Former Indiana Sen. Birch Bayh, who served in the upper chamber from 1963 to 1981, died at the age of 91 Thursday. Photo courtesy United States Congress
March 14 (UPI) -- Birch Bayh, a three-term U.S. senator from Indiana who wrote two constitutional amendments and authored Title IX legislation that gave women protections in college, died Thursday. He was 91.
Bayh died of pneumonia early Thursday at his home in Easton, Ind., his family said.
Bayh served in the Senate between 1963 and 1981 and two years in the House before that. The father of former Indiana Sen. Evan Bayh, introduced the 25th Amendment after the 1963 assassination of President John Kennedy that updated the presidential line of succession in case of death, disability or resignation. It was passed in 1967 and clarifies the procedure in the order, which lists the speaker of the House second in line after the vice president, and president pro tempore of the Senate third.
He also authored the 26th Amendment that lowered the voting age from 21 to 18 during a period where 18-year-olds were being drafted for the Vietnam War, which passed in 1971.
"He had a natural sympathy for the underdog and the downtrodden. So that's why he always tried to champion opportunity and decency for people who are born without a lot of either," Evan Bayh said Thursday. "My father was an extrovert who was devoted to his fellow citizens and trying to make their lives better - and he succeeded. And I can't imagine a better legacy."

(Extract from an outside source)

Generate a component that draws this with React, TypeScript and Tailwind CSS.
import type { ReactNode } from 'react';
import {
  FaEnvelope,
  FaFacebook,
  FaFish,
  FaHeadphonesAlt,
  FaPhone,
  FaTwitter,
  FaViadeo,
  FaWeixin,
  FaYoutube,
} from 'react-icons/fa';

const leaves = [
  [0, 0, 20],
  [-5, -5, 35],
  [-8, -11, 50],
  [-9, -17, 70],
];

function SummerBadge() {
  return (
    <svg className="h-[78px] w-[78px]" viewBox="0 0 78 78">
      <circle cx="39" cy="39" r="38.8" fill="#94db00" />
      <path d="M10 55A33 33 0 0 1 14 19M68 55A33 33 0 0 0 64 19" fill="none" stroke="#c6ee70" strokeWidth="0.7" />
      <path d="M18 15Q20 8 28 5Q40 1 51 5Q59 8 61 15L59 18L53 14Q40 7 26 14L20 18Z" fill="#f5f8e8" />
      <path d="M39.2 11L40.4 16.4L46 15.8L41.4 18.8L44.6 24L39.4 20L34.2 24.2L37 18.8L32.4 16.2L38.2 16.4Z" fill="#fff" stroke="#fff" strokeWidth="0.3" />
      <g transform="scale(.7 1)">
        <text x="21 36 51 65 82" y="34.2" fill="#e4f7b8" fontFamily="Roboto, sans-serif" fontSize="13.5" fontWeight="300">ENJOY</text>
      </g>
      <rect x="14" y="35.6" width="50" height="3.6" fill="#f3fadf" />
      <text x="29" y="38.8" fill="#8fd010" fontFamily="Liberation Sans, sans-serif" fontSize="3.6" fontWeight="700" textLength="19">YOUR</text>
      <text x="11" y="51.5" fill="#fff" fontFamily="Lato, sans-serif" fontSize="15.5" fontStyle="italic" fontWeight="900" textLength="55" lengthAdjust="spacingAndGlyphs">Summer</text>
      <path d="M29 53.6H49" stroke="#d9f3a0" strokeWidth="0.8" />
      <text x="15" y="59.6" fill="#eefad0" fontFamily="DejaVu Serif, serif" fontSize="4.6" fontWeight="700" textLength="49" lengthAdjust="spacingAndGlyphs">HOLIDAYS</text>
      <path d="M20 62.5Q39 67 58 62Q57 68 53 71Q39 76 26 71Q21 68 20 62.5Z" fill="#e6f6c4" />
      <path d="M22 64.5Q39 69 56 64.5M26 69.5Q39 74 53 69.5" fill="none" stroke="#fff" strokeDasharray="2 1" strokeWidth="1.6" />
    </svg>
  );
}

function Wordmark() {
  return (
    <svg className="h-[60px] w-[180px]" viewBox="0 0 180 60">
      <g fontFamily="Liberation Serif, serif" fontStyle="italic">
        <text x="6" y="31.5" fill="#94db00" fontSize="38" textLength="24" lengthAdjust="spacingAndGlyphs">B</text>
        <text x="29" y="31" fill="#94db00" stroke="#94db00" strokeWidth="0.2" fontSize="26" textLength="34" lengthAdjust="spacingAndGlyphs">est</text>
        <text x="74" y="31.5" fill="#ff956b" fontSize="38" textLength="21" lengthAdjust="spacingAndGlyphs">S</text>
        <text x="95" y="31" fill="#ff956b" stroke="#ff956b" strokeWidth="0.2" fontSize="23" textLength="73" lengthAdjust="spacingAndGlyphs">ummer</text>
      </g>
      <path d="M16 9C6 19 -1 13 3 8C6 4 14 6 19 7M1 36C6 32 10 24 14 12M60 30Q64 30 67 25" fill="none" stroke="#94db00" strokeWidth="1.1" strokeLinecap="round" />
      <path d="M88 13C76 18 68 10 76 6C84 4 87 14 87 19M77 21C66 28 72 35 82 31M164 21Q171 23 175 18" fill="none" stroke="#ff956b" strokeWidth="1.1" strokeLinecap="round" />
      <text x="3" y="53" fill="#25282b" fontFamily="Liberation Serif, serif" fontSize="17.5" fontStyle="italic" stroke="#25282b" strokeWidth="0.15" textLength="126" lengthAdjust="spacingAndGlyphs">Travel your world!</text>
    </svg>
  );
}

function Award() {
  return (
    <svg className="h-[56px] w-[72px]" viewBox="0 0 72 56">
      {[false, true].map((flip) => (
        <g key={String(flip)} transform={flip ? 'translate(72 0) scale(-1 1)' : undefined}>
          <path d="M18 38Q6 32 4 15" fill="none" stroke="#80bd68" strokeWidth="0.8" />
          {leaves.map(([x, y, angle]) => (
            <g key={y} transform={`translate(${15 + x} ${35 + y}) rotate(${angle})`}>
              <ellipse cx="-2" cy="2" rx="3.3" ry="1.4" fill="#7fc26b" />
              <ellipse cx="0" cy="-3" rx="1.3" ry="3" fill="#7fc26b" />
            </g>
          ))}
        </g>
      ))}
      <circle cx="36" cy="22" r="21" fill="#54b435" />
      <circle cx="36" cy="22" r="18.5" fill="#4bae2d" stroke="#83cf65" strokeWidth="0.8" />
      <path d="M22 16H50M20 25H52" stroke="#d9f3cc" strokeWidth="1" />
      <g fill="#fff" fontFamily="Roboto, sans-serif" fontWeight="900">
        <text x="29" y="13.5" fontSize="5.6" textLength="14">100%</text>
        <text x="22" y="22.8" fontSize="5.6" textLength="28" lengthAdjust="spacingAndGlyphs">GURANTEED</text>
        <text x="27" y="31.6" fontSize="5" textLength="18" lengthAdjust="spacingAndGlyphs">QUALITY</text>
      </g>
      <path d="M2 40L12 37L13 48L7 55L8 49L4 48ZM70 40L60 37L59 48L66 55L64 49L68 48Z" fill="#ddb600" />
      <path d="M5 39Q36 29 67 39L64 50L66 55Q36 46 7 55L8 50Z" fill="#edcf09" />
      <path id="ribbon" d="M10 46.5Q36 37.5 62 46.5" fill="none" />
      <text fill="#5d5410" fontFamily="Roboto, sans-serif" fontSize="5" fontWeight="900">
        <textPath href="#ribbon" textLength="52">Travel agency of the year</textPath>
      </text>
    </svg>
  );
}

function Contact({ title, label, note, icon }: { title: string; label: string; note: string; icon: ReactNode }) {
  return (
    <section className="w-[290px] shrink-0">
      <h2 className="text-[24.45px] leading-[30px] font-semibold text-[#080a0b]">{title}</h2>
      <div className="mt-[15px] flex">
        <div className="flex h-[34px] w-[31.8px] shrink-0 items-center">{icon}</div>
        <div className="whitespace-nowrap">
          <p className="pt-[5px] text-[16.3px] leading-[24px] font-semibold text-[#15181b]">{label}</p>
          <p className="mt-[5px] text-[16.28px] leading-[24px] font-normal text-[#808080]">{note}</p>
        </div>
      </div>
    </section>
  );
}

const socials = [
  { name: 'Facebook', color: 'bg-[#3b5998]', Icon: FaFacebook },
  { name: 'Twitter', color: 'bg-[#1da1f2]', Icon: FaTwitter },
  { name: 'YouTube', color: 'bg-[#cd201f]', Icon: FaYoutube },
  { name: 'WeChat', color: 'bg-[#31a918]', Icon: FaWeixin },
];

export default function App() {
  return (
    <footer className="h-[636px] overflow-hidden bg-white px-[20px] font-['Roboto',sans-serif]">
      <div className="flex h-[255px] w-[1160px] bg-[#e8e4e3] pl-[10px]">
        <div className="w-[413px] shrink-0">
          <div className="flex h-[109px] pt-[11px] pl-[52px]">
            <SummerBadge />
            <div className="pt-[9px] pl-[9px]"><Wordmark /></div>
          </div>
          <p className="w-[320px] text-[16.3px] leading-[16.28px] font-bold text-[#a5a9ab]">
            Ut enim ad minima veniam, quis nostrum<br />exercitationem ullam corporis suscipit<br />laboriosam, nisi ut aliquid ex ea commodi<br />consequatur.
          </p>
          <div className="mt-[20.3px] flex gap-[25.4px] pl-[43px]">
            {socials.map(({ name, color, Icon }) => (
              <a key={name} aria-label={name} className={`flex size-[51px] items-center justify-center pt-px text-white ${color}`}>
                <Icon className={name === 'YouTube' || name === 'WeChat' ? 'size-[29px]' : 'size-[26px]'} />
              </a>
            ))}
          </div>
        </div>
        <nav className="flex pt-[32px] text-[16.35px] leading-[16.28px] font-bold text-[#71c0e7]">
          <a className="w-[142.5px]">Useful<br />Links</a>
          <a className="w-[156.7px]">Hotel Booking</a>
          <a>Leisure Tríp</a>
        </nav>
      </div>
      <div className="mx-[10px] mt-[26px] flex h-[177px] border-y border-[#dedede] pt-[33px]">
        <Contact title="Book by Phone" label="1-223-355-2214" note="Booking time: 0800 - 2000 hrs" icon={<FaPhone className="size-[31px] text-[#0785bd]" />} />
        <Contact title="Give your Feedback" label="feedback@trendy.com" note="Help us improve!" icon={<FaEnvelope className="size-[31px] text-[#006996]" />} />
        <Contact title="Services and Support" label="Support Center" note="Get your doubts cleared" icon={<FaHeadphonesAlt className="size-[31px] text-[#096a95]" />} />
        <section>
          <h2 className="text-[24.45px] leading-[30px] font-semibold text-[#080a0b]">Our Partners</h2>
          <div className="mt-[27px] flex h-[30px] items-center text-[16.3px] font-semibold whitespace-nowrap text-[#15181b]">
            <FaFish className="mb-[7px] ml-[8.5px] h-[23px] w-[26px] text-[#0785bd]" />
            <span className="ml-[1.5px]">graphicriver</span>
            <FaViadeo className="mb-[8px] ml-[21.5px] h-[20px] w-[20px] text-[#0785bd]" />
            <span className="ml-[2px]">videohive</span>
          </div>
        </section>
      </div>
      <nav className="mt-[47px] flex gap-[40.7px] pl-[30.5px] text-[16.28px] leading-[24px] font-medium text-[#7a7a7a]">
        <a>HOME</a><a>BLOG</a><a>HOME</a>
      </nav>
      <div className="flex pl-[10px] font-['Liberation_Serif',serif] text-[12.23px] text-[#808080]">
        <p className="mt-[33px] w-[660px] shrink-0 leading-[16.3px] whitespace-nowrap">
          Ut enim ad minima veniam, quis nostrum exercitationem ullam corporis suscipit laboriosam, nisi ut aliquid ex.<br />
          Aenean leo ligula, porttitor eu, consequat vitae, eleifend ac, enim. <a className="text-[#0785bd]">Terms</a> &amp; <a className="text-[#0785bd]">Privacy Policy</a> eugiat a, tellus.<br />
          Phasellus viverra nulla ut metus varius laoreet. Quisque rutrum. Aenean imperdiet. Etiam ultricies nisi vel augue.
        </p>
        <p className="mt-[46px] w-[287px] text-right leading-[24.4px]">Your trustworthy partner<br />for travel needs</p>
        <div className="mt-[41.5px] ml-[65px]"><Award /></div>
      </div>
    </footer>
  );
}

The former Democratic senator helped mold and pass the 1964 Civil Rights Act and 1965 Voting Rights Act. His Title IX amendment to the Education Act of 1972, ensuring equal access to women in educational opportunities, though, forever changed the landscape of higher education and sports.
"[Title IX] had a profound impact on America and opened opportunities for women and other minorities as well," former Indiana Rep. Lee Hamilton said. "It was an extraordinary legislative achievement and very lasting."
Bayh earned an agricultural degree from Purdue University. Thursday, Purdue President and former Republican Gov. Mitch Daniels told UPI Bayh left his political mark on the United States.
"Birch Bayh qualifies for the mantle of greatness as a Boilermaker, Hoosier and American in equal measure," Daniels said. "Even for a U.S. senator, he made an unusual imprint on our nation's history, personifying Indiana's best qualities as he did so. I am grateful to have become his friend in his post-government life, and to have enjoyed his warmth, humor and wisdom firsthand."
"Birch Bayh was a trailblazer who dedicated himself to improving the lives of all Hoosiers," Indiana Gov. Eric Holcomb said on Twitter. "His remarkable legislative and personal legacy transformed the country and will live on for years to come."
South Bend Mayor Pete Buttigieg, who's announced his candidacy for the 2020 Democratic presidential nomination, said Bayh challenged the country to become a better place.
"Birch Bayh was not afraid of the idea that upholding our Constitution includes amending it from time to time to strengthen our democracy," he tweeted. "He was one of the greatest Hoosiers ever to serve, a champion for equality, and an example for us all."
Bayh was born in Terre Haute, Ind., in 1928 and grew up part-time on his grandparents' Shirkieville farm before attending Purdue and later earning a law degree from Indiana University. He was stationed with the U.S. Army in Germany after World War II, was a Golden Gloves boxer and tried out for several Major League Baseball teams before joining politics.
"He was always there for me as a child," Evan Bayh added. "He was just a wonderful role model, someone devoted to his family and his country, with good values and character."